Estas violações são ainda agravadas pelo muro marroquino no Sahara Ocidental, um dos mais longos do mundo, e paradoxalmente um dos menos visíveis nos principais meios de comunicação social. Divide o Sahara Ocidental, e o seu povo, em duas partes. Mais de 7 milhões de minas anti-pessoais, espalhadas ao longo da sua extensão, põem em risco a vida dos saharauis e dos seus rebanhos todos os dias[7].

Desde a carta aberta (abril de 2018), dirigida a Emmanuel Macron, o apoio da França a esta empresa colonial foi reforçado: instalação de uma delegação da Câmara de Comércio e Indústria francesa em Dakhla, na parte ilegalmente ocupada por Marrocos (1 de Março de 2019), estabelecimento através do Instituto de Investigação para o Desenvolvimento (IRD) de parcerias científicas marroquino-francesas abrangendo o Sahara Ocidental[8], abertura de uma delegação do partido presidencial, LREM, também em Dakhla (8 de abril de 2021). Hoje, enquanto a guerra grassa na Ucrânia e obriga os países europeus a repensar o seu aprovisionamento energético, o governo francês parece particularmente empenhado na sua aproximação à Argélia... Decerto que o Presidente francês se lembrará das observações que fez em Argel a 15 de Fevereiro de 2017: «Sim, a colonização é um crime contra a Humanidade».

 

Yazid Ben Hounet, CNRS, Laboratoire d’Anthropologie Sociale (CNRS-EHESS-Collège de France)

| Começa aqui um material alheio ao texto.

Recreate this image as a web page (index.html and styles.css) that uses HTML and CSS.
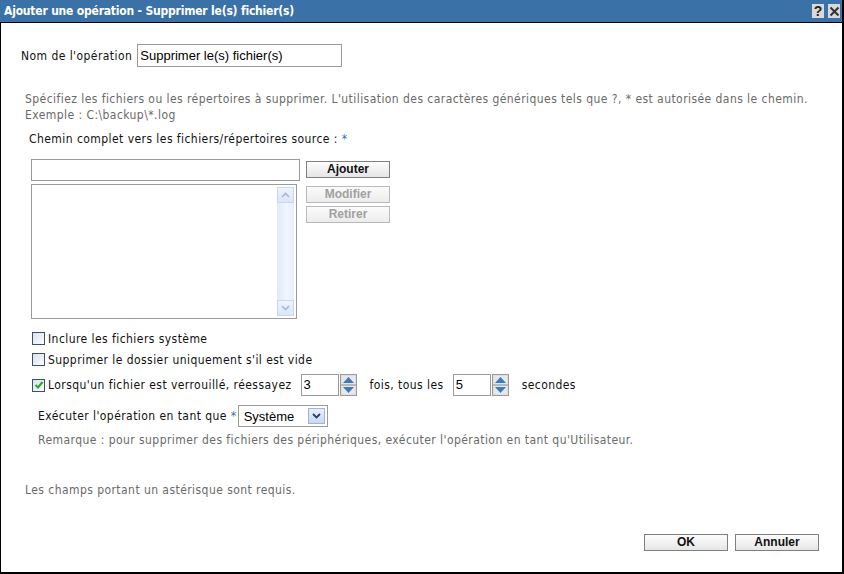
FILE: index.html
```html
<!DOCTYPE html>
<html lang="fr">
<head>
<meta charset="utf-8">
<title>Ajouter une opération</title>
<link rel="stylesheet" href="styles.css">
</head>
<body>
<div class="win">
  <div class="titlebar">
    <span class="title">Ajouter une opération - Supprimer le(s) fichier(s)</span>
    <div class="tbtns">
      <span class="tb">?</span>
      <span class="tb">
        <svg width="11" height="11" viewBox="0 0 11 11"><path d="M1.5 1.5 L9.5 9.5 M9.5 1.5 L1.5 9.5" stroke="#333" stroke-width="2"/></svg>
      </span>
    </div>
  </div>
  <div class="content">
    <div class="name-row">
      <span class="lbl">Nom de l'opération</span>
      <div class="tbox name-box">Supprimer le(s) fichier(s)</div>
    </div>
    <p class="desc">Spécifiez les fichiers ou les répertoires à supprimer. L'utilisation des caractères génériques tels que ?, * est autorisée dans le chemin.<br>Exemple : C:\backup\*.log</p>
    <div class="lbl path-lbl">Chemin complet vers les fichiers/répertoires source : <span class="req">*</span></div>
    <div class="paths">
      <div class="pcol">
        <div class="tbox path-input"></div>
        <div class="listbox">
          <div class="sb">
            <div class="sbbtn"><svg width="9" height="6" viewBox="0 0 9 6"><path d="M1 5 L4.5 1.5 L8 5" fill="none" stroke="#a9b8cf" stroke-width="1.6"/></svg></div>
            <div class="sbtrack"></div>
            <div class="sbbtn"><svg width="9" height="6" viewBox="0 0 9 6"><path d="M1 1 L4.5 4.5 L8 1" fill="none" stroke="#a9b8cf" stroke-width="1.6"/></svg></div>
          </div>
        </div>
      </div>
      <div class="bcol">
        <button class="btn">Ajouter</button>
        <button class="btn dis first-dis">Modifier</button>
        <button class="btn dis">Retirer</button>
      </div>
    </div>
    <div class="opts">
      <label class="chk-row r1"><span class="chk"></span><span class="lbl">Inclure les fichiers système</span></label>
      <label class="chk-row r2"><span class="chk"></span><span class="lbl">Supprimer le dossier uniquement s'il est vide</span></label>
      <div class="chk-row r3">
        <span class="chk on"><svg width="10" height="10" viewBox="0 0 10 10"><path d="M1.5 5 L4 7.5 L8.5 2" fill="none" stroke="#2aa62a" stroke-width="2"/></svg></span>
        <span class="lbl">Lorsqu'un fichier est verrouillé, réessayez</span>
        <div class="tbox num n1">3</div>
        <span class="spin"><svg width="17" height="22" viewBox="0 0 17 22">
          <rect x="0.5" y="0.5" width="16" height="21" fill="#d6d6d6" stroke="#9a9a9a"/>
          <rect x="1.5" y="1.5" width="14" height="8.5" fill="#e8e8e8"/>
          <rect x="1.5" y="12" width="14" height="8.5" fill="#e8e8e8"/>
          <line x1="1" y1="11" x2="16" y2="11" stroke="#9a9a9a"/>
          <path d="M3 9 L8.5 3 L14 9 Z" fill="#3a7cc4"/>
          <path d="M3 13 L8.5 19 L14 13 Z" fill="#3a7cc4"/>
        </svg></span>
        <span class="lbl mid">fois, tous les</span>
        <div class="tbox num">5</div>
        <span class="spin"><svg width="17" height="22" viewBox="0 0 17 22">
          <rect x="0.5" y="0.5" width="16" height="21" fill="#d6d6d6" stroke="#9a9a9a"/>
          <rect x="1.5" y="1.5" width="14" height="8.5" fill="#e8e8e8"/>
          <rect x="1.5" y="12" width="14" height="8.5" fill="#e8e8e8"/>
          <line x1="1" y1="11" x2="16" y2="11" stroke="#9a9a9a"/>
          <path d="M3 9 L8.5 3 L14 9 Z" fill="#3a7cc4"/>
          <path d="M3 13 L8.5 19 L14 13 Z" fill="#3a7cc4"/>
        </svg></span>
        <span class="lbl last">secondes</span>
      </div>
      <div class="run-row">
        <span class="lbl">Exécuter l'opération en tant que <span class="req">*</span></span>
        <div class="select">
          <span class="sel-txt">Système</span>
          <span class="sel-btn"><svg width="9" height="6" viewBox="0 0 9 6"><path d="M1 1 L4.5 4.5 L8 1" fill="none" stroke="#2b3f66" stroke-width="1.8"/></svg></span>
        </div>
      </div>
      <p class="note">Remarque : pour supprimer des fichiers des périphériques, exécuter l'opération en tant qu'Utilisateur.</p>
    </div>
    <p class="desc req-note">Les champs portant un astérisque sont requis.</p>
    <div class="footer">
      <button class="btn fbtn">OK</button>
      <button class="btn fbtn">Annuler</button>
    </div>
  </div>
</div>
</body>
</html>
```

FILE: styles.css
```css
html, body {
  margin: 0;
  padding: 0;
  background: #fff;
}
.win {
  width: 844px;
  height: 574px;
  box-sizing: border-box;
  border-left: 1px solid #000;
  border-right: 2px solid #000;
  border-bottom: 2px solid #000;
  display: flex;
  flex-direction: column;
  font-family: "DejaVu Sans Condensed", "DejaVu Sans", sans-serif;
  font-size: 12px;
  letter-spacing: 0.44px;
  color: #111;
}
.titlebar {
  height: 22px;
  background: #3a72a8;
  border-bottom: 1px solid #000;
  display: flex;
  align-items: center;
  justify-content: space-between;
  padding-left: 4px;
  padding-right: 1px;
  margin-left: -1px;
}
.title {
  color: #fff;
  font-weight: bold;
  font-size: 12px;
  letter-spacing: -0.2px;
}
.tbtns {
  display: flex;
  gap: 4px;
  align-items: center;
  padding-right: 1px;
}
.tb {
  width: 12px;
  height: 14px;
  background: #d9d9d9;
  display: flex;
  align-items: center;
  justify-content: center;
  font-family: "Liberation Sans", Arial, sans-serif;
  font-weight: bold;
  font-size: 14px;
  letter-spacing: 0;
  color: #222;
}
.content {
  flex: 1;
  display: flex;
  flex-direction: column;
  padding-left: 20px;
}
.lbl {
  color: #111;
  white-space: nowrap;
}
.req {
  color: #3a72a8;
}
.name-row {
  margin-top: 21px;
  display: flex;
  align-items: center;
  gap: 5px;
}
.tbox {
  box-sizing: border-box;
  border: 1px solid #9a9a9a;
  background: #fff;
  font-family: "Liberation Sans", Arial, sans-serif;
  font-size: 13px;
  letter-spacing: 0;
  color: #000;
}
.name-box {
  width: 205px;
  height: 23px;
  line-height: 21px;
  padding-left: 2px;
}
.desc {
  margin: 24px 0 0 4px;
  color: #6a6a6a;
  line-height: 16px;
}
.path-lbl {
  margin: 8px 0 0 8px;
  line-height: 16px;
}
.paths {
  margin-top: 12px;
  margin-left: 10px;
  display: flex;
  gap: 6px;
}
.pcol {
  display: flex;
  flex-direction: column;
  gap: 3px;
}
.path-input {
  width: 269px;
  height: 22px;
}
.listbox {
  width: 266px;
  height: 135px;
  box-sizing: border-box;
  border: 1px solid #9a9a9a;
  display: flex;
  justify-content: flex-end;
  padding: 2px 2px 2px 0;
}
.sb {
  width: 17px;
  display: flex;
  flex-direction: column;
  background: linear-gradient(to right, #dfe9fb, #f3f7fe 60%, #e6eefc);
}
.sbbtn {
  height: 16px;
  box-sizing: border-box;
  border: 1px solid #c9d8f2;
  background: linear-gradient(#eef3fd, #dbe6fa);
  display: flex;
  align-items: center;
  justify-content: center;
}
.sbtrack {
  flex: 1;
}
.bcol {
  display: flex;
  flex-direction: column;
  gap: 3px;
  padding-top: 2px;
}
.btn {
  width: 84px;
  height: 17px;
  box-sizing: border-box;
  border: 1px solid #7f7f7f;
  background: linear-gradient(#fdfdfd, #e6e6e6);
  font-family: "Liberation Sans", Arial, sans-serif;
  font-weight: bold;
  font-size: 12px;
  letter-spacing: 0;
  color: #111;
  padding: 0;
  line-height: 15px;
  text-align: center;
}
.btn.dis {
  color: #a0a0a0;
  border-color: #b9b9b9;
  background: linear-gradient(#fbfbfb, #ececec);
}
.first-dis {
  margin-top: 5px;
}
.opts {
  margin-top: 11px;
  margin-left: 11px;
  display: flex;
  flex-direction: column;
}
.chk-row {
  display: flex;
  align-items: center;
  gap: 3px;
}
.r1, .r2 {
  height: 21px;
}
.r1 {
  margin-top: -2px;
}
.r3 {
  height: 24px;
  margin-top: 3px;
  gap: 0;
}
.r3 .chk {
  margin-right: 3px;
}
.chk {
  width: 13px;
  height: 13px;
  box-sizing: border-box;
  border: 1px solid #3d4f6e;
  background: linear-gradient(135deg, #dde3ea, #fbfcfd);
  display: flex;
  align-items: center;
  justify-content: center;
}
.num {
  width: 38px;
  height: 22px;
  line-height: 20px;
  padding-left: 2px;
}
.n1 {
  margin-left: 9px;
}
.spin {
  display: flex;
  margin-left: 1px;
}
.mid {
  margin-left: 13px;
  margin-right: 9px;
}
.last {
  margin-left: 13px;
}
.run-row {
  margin-top: 8px;
  margin-left: 6px;
  display: flex;
  align-items: center;
  gap: 1px;
}
.select {
  width: 90px;
  height: 22px;
  box-sizing: border-box;
  border: 1px solid #9a9a9a;
  display: flex;
  align-items: center;
  justify-content: space-between;
  padding-right: 2px;
}
.sel-txt {
  font-family: "Liberation Sans", Arial, sans-serif;
  font-size: 13px;
  letter-spacing: 0;
  padding-left: 5px;
  color: #000;
}
.sel-btn {
  width: 17px;
  height: 16px;
  box-sizing: border-box;
  border: 1px solid #9fb4d8;
  background: linear-gradient(#e9f0fc, #c9d9f3);
  display: flex;
  align-items: center;
  justify-content: center;
}
.note {
  margin: 5px 0 0 6px;
  color: #6a6a6a;
  line-height: 16px;
}
.req-note {
  margin-top: 34px;
}
.footer {
  margin-top: auto;
  margin-bottom: 21px;
  display: flex;
  justify-content: flex-end;
  gap: 7px;
  padding-right: 23px;
}
.fbtn {
  width: 84px;
  height: 17px;
}
```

Sébastien Boulay, Université Paris Cité, Centre Population et Développement (UMR 196 Ceped)

 

« Et balaie-moi tous les obscurcisseurs, tous les inventeurs de subterfuges, tous les charlatans mystificateurs, tous les manieurs de charabia. Et n’essaie pas de savoir si ces messieurs sont personnellement de bonne ou de mauvaise foi, s’ils sont personnellement bien ou mal intentionnés, s’ils sont personnellement, c’est-à-dire dans leur conscience intime de Pierre ou Paul, colonialistes ou non, l’essentiel étant que leur très aléatoire bonne foi subjective est sans rapport aucun avec la portée objective et sociale de la mauvaise besogne qu’ils font de chiens de garde du colonialisme » (Aimé Césaire, Discours sur le colonialisme, 1950).

 

[1] Resolução 1514 da Assembleia Geral das Nações Unidas de 14 de dezembro 1960.

[2] Resoluções da Conferência de Addis-Abeba sobre a descolonização – documento fundador da Organização de Unidade Africana – aprovadas a 22 a 25 maio 1963.

[3] Reporteres Sem Fronteiras, Sahara Ocidental. Um Deserto para Journalistas, junho 2022. https://rsf.org/sites/default/files/rapport_sahara_-_final_pdf2.pdf

[4] https://www.acatfrance.fr/communique-de-presse/le-maroc-condamne-par-le-comite-de-lonu-contre-la-torture-dans-laffaire-naama-asfari

[5] Fédération ACAPS et Novact, 2021, Visibiliser l’occupation au Sahara Occidental. Augmentation de la répression et violations des droits humains un an après la rupture du cessez-le-feu. https://www.westernsaharareports.com/fr/home-fra/

[6] O INED estima a população do Sahara Ocidental em 626.000 habitantes em 2021. Como resultado da colonização massiva, os saharauis estão em minoria, e representam actualmente cerca de um terço da população na parte ocupada por Marrocos. Vários relatórios de ONG estimam o número de saharauis nos campos de refugiados perto de Tindouf em cerca de 175.000. A isto há que acrescentar os saharauis que vivem nos territórios controlados pela RASD (cerca de 20% do Sahara Ocidental), na Mauritânia e no exílio (Europa - principalmente Espanha; EUA, etc.).